I just don't see that my mother went through the pains of childlabor thirty-nine years ago so that I could start lying about who I was suit to my smaller vision or lesser vision of who I am, that just doesn't make any sense to me and I do believe that I take very seriously the gift that Creator has loaned me while I am here on earth to do what I'm here to do, and I feel that I am the guardian of something, and to whom much is given, much is required and I take that very seriously.

I made an oath that I would not let them shake me down, I would not let these Philistines shake me down and keep me from doing what I'm here to do, and whether fifty thousand people hear it, or fifty million people hear it, I'm going to tell the truth, and it'll hit the people that it's supposed to hit and objectively I look at this thing with Java, and I'm really grateful, you know, when I look at it objectively I'm really grateful for every thing that Sony and Capitol put me through, because it brought me more clearly back to the truth of who I was and just stop this fucking apologizing for it.

Somehow if you're not careful, you wind up apologizing for your shit, "Well I'm kind of sorry that I'm not the artist that you kind of think that I should be but..." You know what? I'm tired of that. That does not stick well with my grace or anyone else's. And it's just that at the end of the day, I don't believe that when the blueprint for humanity was hatched in the halls of Providence, that part of the blueprint was that we walk around apologizing for who we are. We are giants. You know just bend over and put your back out stooping conquered and that's fine, but not me, no more because it just costs you too much at the end of the day.

They really helped me realize that I ain't got a damn thing to apologize for, nobody does, but I can't be responsible for anybody else's apologizing, but I can be responsible for me no more... here thank you for the experience.

And as a result of that being in limbo and still, you know, having now a whole new music that has come to me in the meantime, it just seems perfect that I give this away now, and make that sacrifice to use it literally like an act of sacrifice that I'm willing to make for, not only, kind of cleanse that last period, but also kind of as a way to honor the being that Terence Trent D'Arby was.

So, I'm really excited, and I'm really grateful that I'm in a psychological frame of mind and emotional space of such confidence knowing that that spirit will always provide for any of us who are just willing to remember what it's really about, it ain't about apologizing, it's about upholding the truth of your claim and inspiring others to do the same, and I'm really excited.

We say my music, we say, "Do you like my music," but once it comes through me man...it only stops through me temporarily, really, this is the public's music, unless I have some greater (?) epiphany, I don't plan to like make everything available for free (you have to make a living still), but the bottom line is that you know, I'm excited that I'm able to give people something back, I feel like just to reward them for their patience and their support, a., and um just that at the end of the day this belongs to the people, now the people can say, o.k.
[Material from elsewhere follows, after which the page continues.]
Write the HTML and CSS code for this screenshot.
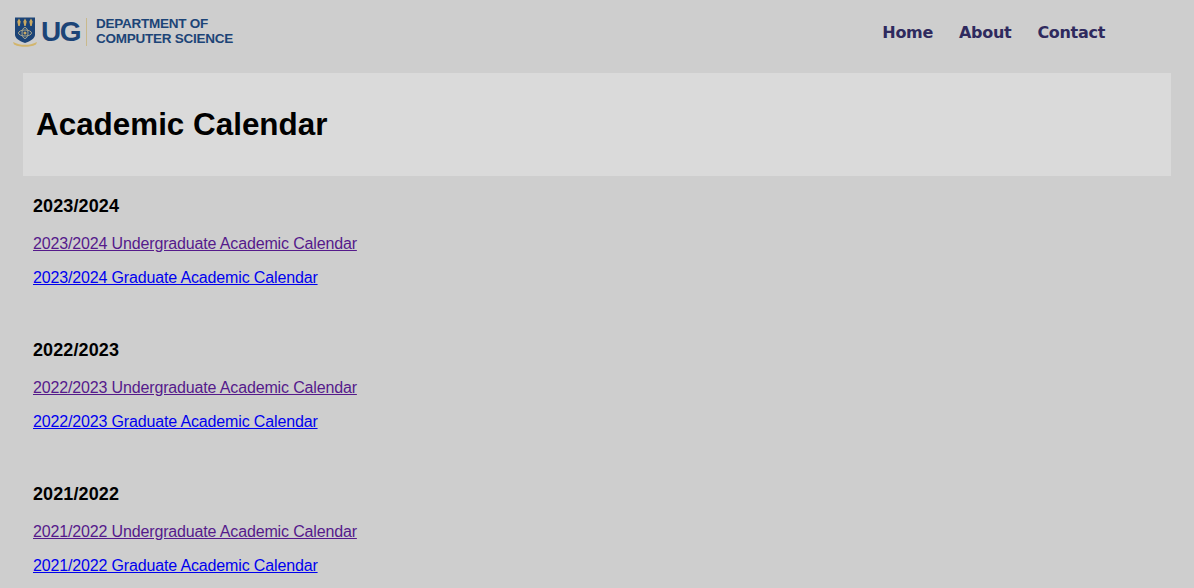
FILE: index.html
```html
<!DOCTYPE html>
<html lang="en">
<head>
<meta charset="utf-8">
<title>Academic Calendar</title>
<link rel="stylesheet" href="styles.css">
</head>
<body>
<header class="topbar">
  <a class="logo" href="#">
    <svg class="crest" width="24" height="30" viewBox="0 0 24 30">
      <path d="M2 0.500h20v17c0 4-4.500 6.500-10 8.500C6.500 24 2 21.500 2 17.500z" fill="#1c4477"/>
      <path d="M6 1.500l1.700 3-1 4.500h-1.400l-1-4.500zM12 1.500l1.700 3-1 4.500h-1.400l-1-4.500zM18 1.500l1.700 3-1 4.500h-1.400l-1-4.500z" fill="#c9a860"/>
      <ellipse cx="12" cy="16" rx="6.500" ry="3" fill="none" stroke="#a9a68c" stroke-width="1"/>
      <ellipse cx="12" cy="16" rx="3" ry="5.500" fill="none" stroke="#a9a68c" stroke-width="1"/>
      <circle cx="12" cy="16" r="1.500" fill="#c9a860"/>
      <path d="M0 25c4 2 8 2.800 12 2.800S20 27 24 25l-1 2.500c-4 2-7 2.200-11 2.200s-7-.2-11-2.200z" fill="#d2b56c"/>
    </svg>
    <span class="logo-ug">UG</span>
    <span class="logo-rule"></span>
    <span class="logo-dept">DEPARTMENT OF<br>COMPUTER SCIENCE</span>
  </a>
  <nav class="nav">
    <a href="#">Home</a>
    <a href="#">About</a>
    <a href="#">Contact</a>
  </nav>
</header>
<section class="banner"><h1>Academic Calendar</h1></section>
<main class="content">
  <section class="year">
    <h2>2023/2024</h2>
    <p><a class="visited" href="#">2023/2024 Undergraduate Academic Calendar</a></p>
    <p><a href="#">2023/2024 Graduate Academic Calendar</a></p>
  </section>
  <section class="year">
    <h2>2022/2023</h2>
    <p><a class="visited" href="#">2022/2023 Undergraduate Academic Calendar</a></p>
    <p><a href="#">2022/2023 Graduate Academic Calendar</a></p>
  </section>
  <section class="year">
    <h2>2021/2022</h2>
    <p><a class="visited" href="#">2021/2022 Undergraduate Academic Calendar</a></p>
    <p><a href="#">2021/2022 Graduate Academic Calendar</a></p>
  </section>
</main>
</body>
</html>
```
FILE: styles.css
```css
body {
  margin: 0;
  background: #cecece;
  font-family: "Liberation Sans", Arial, sans-serif;
  color: #000;
}
.topbar {
  height: 73px;
  display: flex;
  align-items: center;
  justify-content: space-between;
  padding: 0 89px 10px 13px;
  box-sizing: border-box;
}
.logo {
  display: flex;
  align-items: center;
  text-decoration: none;
  color: #1c4477;
}
.crest { margin-right: 4px; }
.logo-ug { font-weight: 700; font-size: 28px; line-height: 30px; letter-spacing: -1.500px; margin-right: 6px; }
.logo-rule { width: 1px; height: 28px; background: #c9b98c; margin-right: 9px; }
.logo-dept { font-weight: 700; font-size: 13.500px; line-height: 15px; letter-spacing: -0.250px; padding-bottom: 2px; }
.nav { display: flex; gap: 26px; padding-top: 2px; }
.nav a {
  font-family: "DejaVu Sans", Verdana, sans-serif;
  font-weight: 700;
  font-size: 16px;
  letter-spacing: -0.300px;
  color: #2f2a5e;
  text-decoration: none;
}
.banner {
  margin: 0 23px;
  height: 103px;
  background: #dadada;
  display: flex;
  align-items: center;
  padding-left: 13px;
}
.banner h1 { margin: 0; font-size: 31.400px; font-weight: 700; }
.content { padding: 20px 33px 0; }
.year { margin-bottom: 53px; }
.year:last-child { margin-bottom: 0; }
.year h2 { margin: 0 0 19px; font-size: 18px; line-height: 20px; font-weight: 700; letter-spacing: 0.100px; }
.year p { margin: 0 0 16px; font-size: 16px; line-height: 18px; letter-spacing: -0.150px; }
.year p:last-child { margin-bottom: 0; }
.year:not(:last-child) p:last-child { margin-bottom: 16px; }
.year a { color: #0000ee; }
.year a.visited { color: #551a8b; }
```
I want to pay for this, I don't want to pay for this, but it all belongs to the people, you know, all inspiration belongs to the people.

But make sure they understand, that from the depth of my heart, and my heart is huge and very spacious, from the depth of my heart, I really...I love them. I came back to them man, I mean people...you gotta keep coming back(?), that's all some mind control bullshit.
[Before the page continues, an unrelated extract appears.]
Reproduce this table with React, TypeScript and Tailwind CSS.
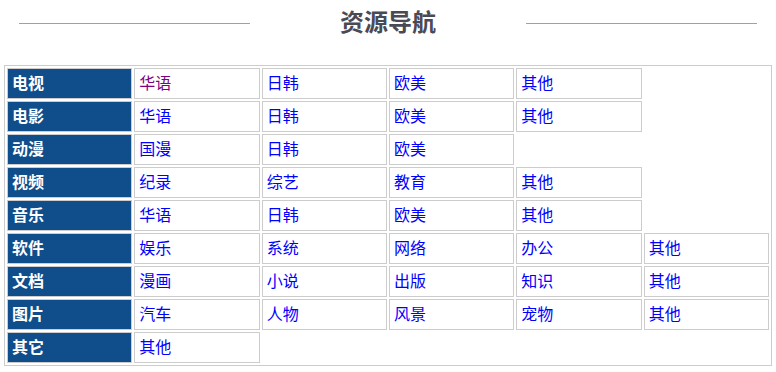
const rows: { title: string; links: string[] }[] = [
  { title: '电视', links: ['华语', '日韩', '欧美', '其他'] },
  { title: '电影', links: ['华语', '日韩', '欧美', '其他'] },
  { title: '动漫', links: ['国漫', '日韩', '欧美'] },
  { title: '视频', links: ['纪录', '综艺', '教育', '其他'] },
  { title: '音乐', links: ['华语', '日韩', '欧美', '其他'] },
  { title: '软件', links: ['娱乐', '系统', '网络', '办公', '其他'] },
  { title: '文档', links: ['漫画', '小说', '出版', '知识', '其他'] },
  { title: '图片', links: ['汽车', '人物', '风景', '宠物', '其他'] },
  { title: '其它', links: ['其他'] },
];

export default function App() {
  return (
    <div
      className="h-[372px] w-[776px] bg-white px-1"
      style={{ fontFamily: '"Liberation Sans", "Noto Sans CJK SC", sans-serif' }}
    >
      {/* 标题 */}
      <div className="flex h-[46px] items-center px-[15px]">
        <div className="h-px flex-1 bg-[#9aa2b1]" />
        <h2 className="mx-[90px] text-[24px] font-bold leading-none text-[#4a4a55]">资源导航</h2>
        <div className="h-px flex-1 bg-[#9aa2b1]" />
      </div>

      <table className="mt-[19px] w-full table-fixed border-separate border-spacing-[2px] border border-[#cccccc] text-[16px]">
        <colgroup>
          <col />
          <col />
          <col />
          <col />
          <col />
          <col />
        </colgroup>
        <tbody>
          {rows.map((row, i) => (
            <tr key={row.title}>
              <th className="h-[31px] border border-[#cccccc] bg-[#104e8b] px-1 py-0 text-left font-bold text-white">
                {row.title}
              </th>
              {row.links.map((l, j) => (
                <td key={j} className="h-[31px] border border-[#cccccc] px-1 py-0">
                  <a
                    href="#"
                    className={i === 0 && j === 0 ? 'text-[#800080]' : 'text-[#0000ff]'}
                  >
                    {l}
                  </a>
                </td>
              ))}
            </tr>
          ))}
        </tbody>
      </table>
    </div>
  );
}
Every religion has some of it that's been infiltrated in its system to control the people, every religion has its idea of original sin that somehow perpetuates the idea that who you are is not sufficient unto its own grace, or you are broken and fucked up and you gotta keep pluggin away at something until you prove something to some remote distant deity, that's bullshit.
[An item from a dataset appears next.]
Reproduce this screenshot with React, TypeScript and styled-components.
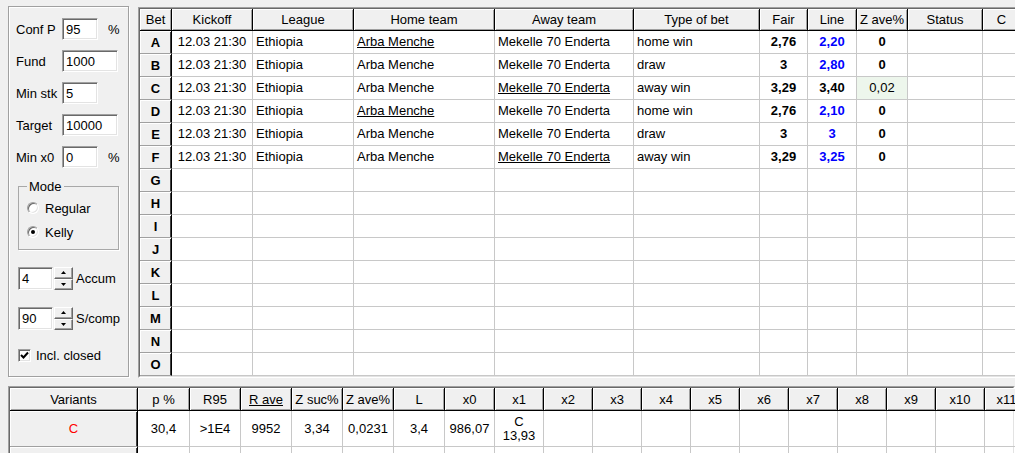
import styled, { createGlobalStyle } from "styled-components";

const GlobalStyle = createGlobalStyle`
  html, body {
    margin: 0;
    background: #f0f0f0;
    overflow: hidden;
  }
  body {
    font-family: "Liberation Sans", Arial, sans-serif;
    font-size: 13px;
    color: #000;
  }
`;

const Screen = styled.div`
  width: 1015px;
  height: 453px;
  box-sizing: border-box;
  padding: 6px 0 0 8px;
  overflow: hidden;
  display: flex;
  flex-direction: column;
  gap: 8px;
`;

const TopArea = styled.div`
  display: flex;
  align-items: flex-start;
  gap: 9px;
`;

const SidePanel = styled.div`
  flex-shrink: 0;
  width: 121px;
  height: 371px;
  box-sizing: border-box;
  border: 1px solid #a0a0a0;
  box-shadow: inset 1px 1px 0 #fff, 1px 1px 0 #fff;
  padding: 11px 0 0 7px;
  display: flex;
  flex-direction: column;
`;

const FieldRow = styled.div`
  display: flex;
  align-items: center;
  height: 22px;
  margin-bottom: 10px;
`;

const FieldLabel = styled.span`
  width: 46px;
  white-space: nowrap;
`;

const Sunken = styled.div`
  box-sizing: border-box;
  background: #fff;
  border: 1px solid;
  border-color: #a0a0a0 #fff #fff #a0a0a0;
  box-shadow: inset 1px 1px 0 #696969, inset -1px -1px 0 #e3e3e3;
`;

const TextBox = styled(Sunken)<{ $w: number; $h?: number }>`
  width: ${({ $w }) => $w}px;
  height: ${({ $h }) => $h ?? 22}px;
  padding-left: 3px;
  display: flex;
  align-items: center;
`;

const Suffix = styled.span`
  margin-left: 10px;
`;

const ModeBox = styled.fieldset`
  margin: 1px 0 0 2px;
  width: 101px;
  box-sizing: border-box;
  border: 1px solid #a8a8a8;
  box-shadow: 1px 1px 0 #fff;
  padding: 2px 0 5px 8px;
`;

const ModeLegend = styled.legend`
  padding: 0 2px;
  line-height: 15px;
`;

const RadioRow = styled.label`
  display: flex;
  align-items: center;
  gap: 6px;
  height: 24px;
`;

const RadioDot = styled(Sunken)<{ $checked: boolean }>`
  width: 12px;
  height: 12px;
  border-radius: 50%;
  display: flex;
  align-items: center;
  justify-content: center;

  &::after {
    content: "";
    width: 4px;
    height: 4px;
    border-radius: 50%;
    background: ${({ $checked }) => ($checked ? "#000" : "transparent")};
  }
`;

const SpinRow = styled.div<{ $top: number }>`
  display: flex;
  align-items: center;
  margin: ${({ $top }) => $top}px 0 0 2px;
  height: 23px;
`;

const SpinButtons = styled.div`
  display: flex;
  flex-direction: column;
  width: 19px;
  height: 23px;
  margin-left: 1px;
`;

const SpinHalf = styled.div`
  flex: 1;
  box-sizing: border-box;
  background: #f0f0f0;
  border: 1px solid;
  border-color: #fff #696969 #696969 #fff;
  box-shadow: inset -1px -1px 0 #a0a0a0;
  display: flex;
  align-items: center;
  justify-content: center;
`;

const SpinLabel = styled.span`
  margin-left: 3px;
`;

const CheckRow = styled.label`
  display: flex;
  align-items: center;
  gap: 5px;
  margin: 18px 0 0 2px;
`;

const CheckBox = styled(Sunken)`
  width: 13px;
  height: 13px;
  display: flex;
  align-items: center;
  justify-content: center;
`;

const GridFrame = styled.div<{ $top?: number }>`
  flex-shrink: 0;
  margin-top: ${({ $top }) => $top ?? 0}px;
  border: 1px solid;
  border-color: #a0a0a0 #fff #fff #a0a0a0;
`;

const GridBody = styled.div<{ $cols: number[]; $rows: string }>`
  border: 1px solid;
  border-color: #696969 #e3e3e3 #e3e3e3 #696969;
  background: #fff;
  display: grid;
  grid-template-columns: ${({ $cols }) => $cols.map((c) => `${c}px`).join(" ")};
  grid-template-rows: ${({ $rows }) => $rows};
`;

const HeadCell = styled.div<{ $underline?: boolean }>`
  box-sizing: border-box;
  background: #f0f0f0;
  border-right: 1px solid #000;
  border-bottom: 1px solid #000;
  box-shadow: inset 1px 1px 0 #fff, inset -1px -1px 0 #a0a0a0;
  display: flex;
  align-items: center;
  justify-content: center;
  white-space: nowrap;
  overflow: hidden;
  text-decoration: ${({ $underline }) => ($underline ? "underline" : "none")};
`;

const RowHead = styled.div<{ $color?: string; $bold?: boolean }>`
  box-sizing: border-box;
  background: #f0f0f0;
  border-right: 1px solid #000;
  border-bottom: 1px solid #a0a0a0;
  box-shadow: inset 1px 1px 0 #fff, inset -1px 0 0 #404040;
  display: flex;
  align-items: center;
  justify-content: center;
  color: ${({ $color }) => $color ?? "#000"};
  font-weight: ${({ $bold }) => ($bold ? 700 : 400)};
`;

const Cell = styled.div<{
  $center?: boolean;
  $bold?: boolean;
  $color?: string;
  $bg?: string;
  $underline?: boolean;
}>`
  box-sizing: border-box;
  border-right: 1px solid #c8c8c8;
  border-bottom: 1px solid #c8c8c8;
  padding: 0 3px;
  background: ${({ $bg }) => $bg ?? "transparent"};
  display: flex;
  flex-direction: column;
  align-items: ${({ $center }) => ($center ? "center" : "flex-start")};
  justify-content: center;
  line-height: 14px;
  white-space: nowrap;
  overflow: hidden;
  font-weight: ${({ $bold }) => ($bold ? 700 : 400)};
  color: ${({ $color }) => $color ?? "#000"};
  text-decoration: ${({ $underline }) => ($underline ? "underline" : "none")};
`;

const MAIN_COLS = [32, 81, 101, 141, 139, 126, 48, 49, 51, 75, 38, 60];
const MAIN_HEAD = ["Bet", "Kickoff", "League", "Home team", "Away team", "Type of bet", "Fair", "Line", "Z ave%", "Status", "C", ""];
const LETTERS = "ABCDEFGHIJKLMNO".split("");

const BETS = [
  { home: true, away: false, type: "home win", fair: "2,76", line: "2,20", blue: true, z: "0" },
  { home: false, away: false, type: "draw", fair: "3", line: "2,80", blue: true, z: "0" },
  { home: false, away: true, type: "away win", fair: "3,29", line: "3,40", blue: false, z: "0,02" },
  { home: true, away: false, type: "home win", fair: "2,76", line: "2,10", blue: true, z: "0" },
  { home: false, away: false, type: "draw", fair: "3", line: "3", blue: true, z: "0" },
  { home: false, away: true, type: "away win", fair: "3,29", line: "3,25", blue: true, z: "0" },
];

const VAR_COLS = [128, 52, 51, 51, 51, 51, 51, 50, 49, 49, 49, 49, 49, 49, 49, 49, 49, 49, 44, 40];
const VAR_HEAD = ["Variants", "p %", "R95", "R ave", "Z suc%", "Z ave%", "L", "x0", "x1", "x2", "x3", "x4", "x5", "x6", "x7", "x8", "x9", "x10", "x11", ""];
const VAR_ROW = ["30,4", ">1E4", "9952", "3,34", "0,0231", "3,4", "986,07"];

function Arrow({ up }: { up: boolean }) {
  return (
    <svg width="5" height="3" viewBox="0 0 5 3">
      <polygon points={up ? "2.5,0 5,3 0,3" : "0,0 5,0 2.5,3"} fill="#000" />
    </svg>
  );
}

function Spin({ value, label, top }: { value: string; label: string; top: number }) {
  return (
    <SpinRow $top={top}>
      <TextBox $w={35} $h={23}>{value}</TextBox>
      <SpinButtons>
        <SpinHalf><Arrow up /></SpinHalf>
        <SpinHalf><Arrow up={false} /></SpinHalf>
      </SpinButtons>
      <SpinLabel>{label}</SpinLabel>
    </SpinRow>
  );
}

function BetGrid() {
  return (
    <GridFrame $top={1}>
      <GridBody $cols={MAIN_COLS} $rows="22px repeat(15, 23px)">
        {MAIN_HEAD.map((h, i) => (
          <HeadCell key={i}>{h}</HeadCell>
        ))}
        {LETTERS.map((letter, r) => {
          const bet = BETS[r];
          if (!bet) {
            return [
              <RowHead key={letter} $bold>{letter}</RowHead>,
              ...MAIN_COLS.slice(1).map((_, c) => <Cell key={`${letter}${c}`} />),
            ];
          }
          return [
            <RowHead key={letter} $bold>{letter}</RowHead>,
            <Cell key={`${letter}k`} $center>12.03 21:30</Cell>,
            <Cell key={`${letter}l`}>Ethiopia</Cell>,
            <Cell key={`${letter}h`} $underline={bet.home}>Arba Menche</Cell>,
            <Cell key={`${letter}a`} $underline={bet.away}>Mekelle 70 Enderta</Cell>,
            <Cell key={`${letter}t`}>{bet.type}</Cell>,
            <Cell key={`${letter}f`} $center $bold>{bet.fair}</Cell>,
            <Cell key={`${letter}n`} $center $bold $color={bet.blue ? "#0000ff" : "#000"}>
              {bet.line}
            </Cell>,
            <Cell key={`${letter}z`} $center $bold={bet.z === "0"} $bg={bet.z === "0" ? undefined : "#edf6ec"}>
              {bet.z}
            </Cell>,
            <Cell key={`${letter}s`} />,
            <Cell key={`${letter}c`} />,
            <Cell key={`${letter}x`} />,
          ];
        })}
      </GridBody>
    </GridFrame>
  );
}

function VariantGrid() {
  return (
    <GridFrame>
      <GridBody $cols={VAR_COLS} $rows="23px 36px 36px">
        {VAR_HEAD.map((h, i) => (
          <HeadCell key={i} $underline={h === "R ave"}>{h}</HeadCell>
        ))}
        <RowHead $color="#ff0000">C</RowHead>
        {VAR_ROW.map((v, i) => (
          <Cell key={i} $center>{v}</Cell>
        ))}
        <Cell $center>
          <span>C</span>
          <span>13,93</span>
        </Cell>
        {VAR_COLS.slice(9).map((_, i) => (
          <Cell key={`e${i}`} />
        ))}
        <RowHead />
        {VAR_COLS.slice(1).map((_, i) => (
          <Cell key={`r${i}`} />
        ))}
      </GridBody>
    </GridFrame>
  );
}

export default function App() {
  return (
    <Screen>
      <GlobalStyle />
      <TopArea>
        <SidePanel>
          <FieldRow>
            <FieldLabel>Conf P</FieldLabel>
            <TextBox $w={36}>95</TextBox>
            <Suffix>%</Suffix>
          </FieldRow>
          <FieldRow>
            <FieldLabel>Fund</FieldLabel>
            <TextBox $w={56}>1000</TextBox>
          </FieldRow>
          <FieldRow>
            <FieldLabel>Min stk</FieldLabel>
            <TextBox $w={36}>5</TextBox>
          </FieldRow>
          <FieldRow>
            <FieldLabel>Target</FieldLabel>
            <TextBox $w={56}>10000</TextBox>
          </FieldRow>
          <FieldRow>
            <FieldLabel>Min x0</FieldLabel>
            <TextBox $w={36}>0</TextBox>
            <Suffix>%</Suffix>
          </FieldRow>

          <ModeBox>
            <ModeLegend>Mode</ModeLegend>
            <RadioRow>
              <RadioDot $checked={false} />
              Regular
            </RadioRow>
            <RadioRow>
              <RadioDot $checked />
              Kelly
            </RadioRow>
          </ModeBox>

          <Spin value="4" label="Accum" top={17} />
          <Spin value="90" label="S/comp" top={17} />

          <CheckRow>
            <CheckBox>
              <svg width="9" height="9" viewBox="0 0 9 9">
                <polyline points="1,4 3.5,6.5 8,1.5" fill="none" stroke="#000" strokeWidth="2" />
              </svg>
            </CheckBox>
            Incl. closed
          </CheckRow>
        </SidePanel>
        <BetGrid />
      </TopArea>
      <VariantGrid />
    </Screen>
  );
}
And I just want people to know that I know why I'm here I know who I am and I know why I'm here and I'm here to serve people's grace, I'm here to serve people's highest idea of who they are, because that's what I'm about, that's why I'm here, not to be playing some song and dance just to be taking their fucking money, and I gotta sleep tonight knowing that whatever I charge them, they felt like it was a bargain, because what they get in return is somebody who thinks so highly of them that he would not even deign to assume...this whole bullshit about lowest common denominator, I don't work on the lowest common denominator, and that I know that I'm here to serve their highest idea and reflect that and just to encourage (?) just keep your chin up, you are so much more vast than you are encouraged to believe you are, and nothing will separate me from that goal, not even at gunpoint would I walk away from taking every ounce of breath I have and making sure that I use this voice that I have been given, to make sure people understand that there is something beyond our understanding that is so vast, that loves us so fucking much that wishes for us the highest possible experience that we can dare to dream and imagine, as Goethe says, and I quote him because he's just one of my boys, "Be bold, and the mighty forces will come to your aid."

And I believe that I believe that I know that it's true and that's why I'm here, I'm here to do my part like Goethe did his part, like others are here to do their part to say that there is a force that we represent and reflect that loves you beyond words, and cut all of this low self-esteem bullshit out, heal yourself do what is necessary to heal your self-esteem and you see yourself in the highest possible way you can, and don't let people be fucking with about your head's too big, there's no fucking way that your ego can be any bigger than the truth of who you are anyway (that's cool) and that's just a fact. And ask yourself this question, why would Creator have a lesser opinion of you than you have of yourself?

And that's why, if I've got to wait five more years, I'm not going to put out no bullshit and disrespect people's true grace and so with that in mind I'm giving this to the people because this is who I was three years ago and hopefully they will be willing to consider me in their heart, you know, when I come out with this next project sometime at the end of the year.